Prince Loses Its Station Agent.
Prince, West Virginia, is the latest Amtrak station to lose its station agent and the locals are unhappy. One, a lady named Kristy Roberson, was upset enough to send me a note. For her, it just doesn’t seem right that Amtrak has basically abandoned the station.
“It has been manned as long as I can remember,” she wrote, “and always has the best people working there.”
It is true that there hasn’t been a lot of ridership originating from Prince. Amtrak says there were not quite 3,000 boardings there in 2015. That’s really not as bad as it sounds because the Cardinal only comes through there three days a week. That’s an average of ten people boarding every time it stops at Prince.
“This station just installed new bathrooms, updated the building,” Kristy wrote. “It is a landmark and now the people who like to stop there during the hours they WERE open to take pictures and visit, and roam around and ask questions, cannot do that.”
Kristy says many of the passengers are elderly people who buy tickets at the last minute and need the station agent to help with their baggage. And she says, despite what the Amtrak people say, the on board train crews cannot be counted on to help with baggage.
In a small town like Prince, the railroad station is the focal point, a gathering place. Kristy says, “I, and many others, do not understand this thinking at all.”

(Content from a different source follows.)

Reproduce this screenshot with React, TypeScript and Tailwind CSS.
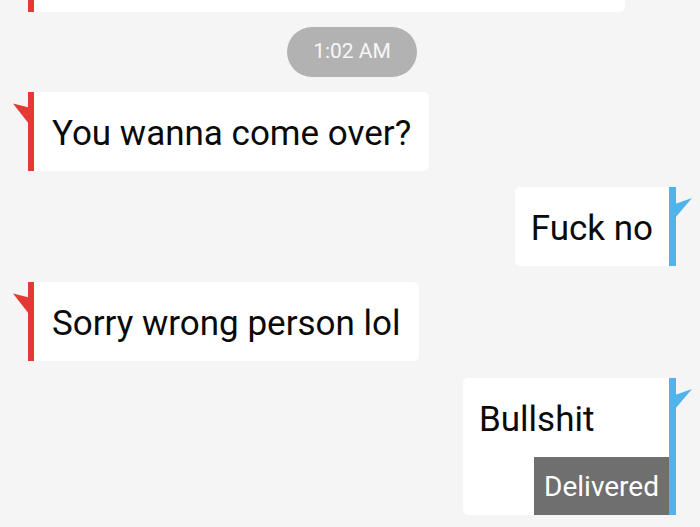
type Side = "in" | "out";

function Flag({ side }: { side: Side }) {
  if (side === "in") {
    return (
      <svg className="absolute left-[-15px] top-[10px]" width="16" height="24" viewBox="0 0 16 24">
        <polygon points="0,1.5 16,5.5 16,22" fill="#e53935" />
      </svg>
    );
  }
  return (
    <svg className="absolute right-[-16px] top-[10px]" width="17" height="24" viewBox="0 0 17 24">
      <polygon points="17,1 0,7 0,21" fill="#4fb4ec" />
    </svg>
  );
}

function Bubble({ side, text, delivered }: { side: Side; text: string; delivered?: boolean }) {
  if (side === "in") {
    return (
      <div className="relative ml-[28px] flex self-start">
        <Flag side="in" />
        <div className="w-[6px] bg-[#e53935]" />
        <div className="rounded-r-[5px] bg-white pl-[18px] pr-[18px] pt-[22px] pb-[17px] text-[35px] leading-[40px] text-[#0a0a0a]">
          {text}
        </div>
      </div>
    );
  }
  return (
    <div className="relative mr-[24px] flex self-end">
      <div className={`flex flex-col rounded-l-[5px] bg-white ${delivered ? "w-[206px]" : ""}`}>
        <div className="pl-[16px] pr-[16px] pt-[22px] pb-[17px] text-[35px] leading-[40px] text-[#0a0a0a]">
          {text}
        </div>
        {delivered && (
          <div className="ml-auto h-[58px] bg-[#6f6f6f] px-[10px] pt-[2px] text-[28px] leading-[56px] text-white">
            Delivered
          </div>
        )}
      </div>
      <div className="w-[7px] bg-[#4fb4ec]" />
      <Flag side="out" />
    </div>
  );
}

export default function App() {
  return (
    <div className="flex h-[527px] w-[700px] flex-col overflow-hidden bg-[#f5f5f5] font-['Roboto',sans-serif]">
      <div className="ml-[28px] flex h-[12px] w-[597px]">
        <div className="w-[6px] bg-[#e53935]" />
        <div className="flex-1 rounded-br-[5px] bg-white" />
      </div>

      <div className="mt-[15px] flex justify-center pl-[4px]">
        <div className="flex h-[50px] w-[130px] items-center justify-center rounded-full bg-[#b2b2b2] text-[21px] text-[#f7f7f7]">
          1:02 AM
        </div>
      </div>

      <div className="mt-[15px] flex flex-col gap-[16px]">
        <Bubble side="in" text="You wanna come over?" />
        <Bubble side="out" text="Fuck no" />
        <Bubble side="in" text="Sorry wrong person lol" />
        <div className="mt-[1px] flex flex-col">
          <Bubble side="out" text="Bullshit" delivered />
        </div>
      </div>
    </div>
  );
}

In an earlier post about Winona, Minnesota, losing their station agent, I wrote about the pressure Amtrak is under to cut costs . . . how Congress keeps reducing their subsidy which forces Amtrak into doing away with the cranberry juice in Superliner sleeping cars and axing station agents in towns like Prince. Kristy doesn’t care about that. “I am SO very disappointed about this, and no one hears my voice …”
Organize, get a millage on the ballot, and fund the manning of the station. Less complaining, more doing. Many communities fund community centers – now you have a wonderfully suitable building [with new restrooms!] – and is a train station – waiting to be your community center.
Just like Winona, Grand Forks, and Glenview, Prince joins the conundrum of how transportation service is to be defined.
Of course, Amtrak will provide data to evidence how the majority of passengers now purchase tickets electronically, not requiring a depot agent(s). Yet, our population is aging, especially in these smaller towns. Unlike Europe, the platform does not indicate the consist and location of the baggage car or sleepers (which also are not distinctively marked as “First Class”); nor, which coach is for thru passengers or just “shorts.” At the same time depot agents are eliminated, CAF continues to build new baggage cars for Amtrak. For what now-just bicycles for day trips?
Unlike the airlines that actively compete and mimic each other, let alone the intensely competitive cruise industry, Amtrak apparently is content to sit on its monopoly and give new meaning to the definition of ‘Marketing,” and how passenger services are minimally provided. After degrading dining and lounge services, removing the concept of “First Class” in sleepers, what was left but baggage, i.e., depots?
As these de-activated depots are inevitably reincarnated as spaghetti restaurants, who will remember how they once defined and served their town?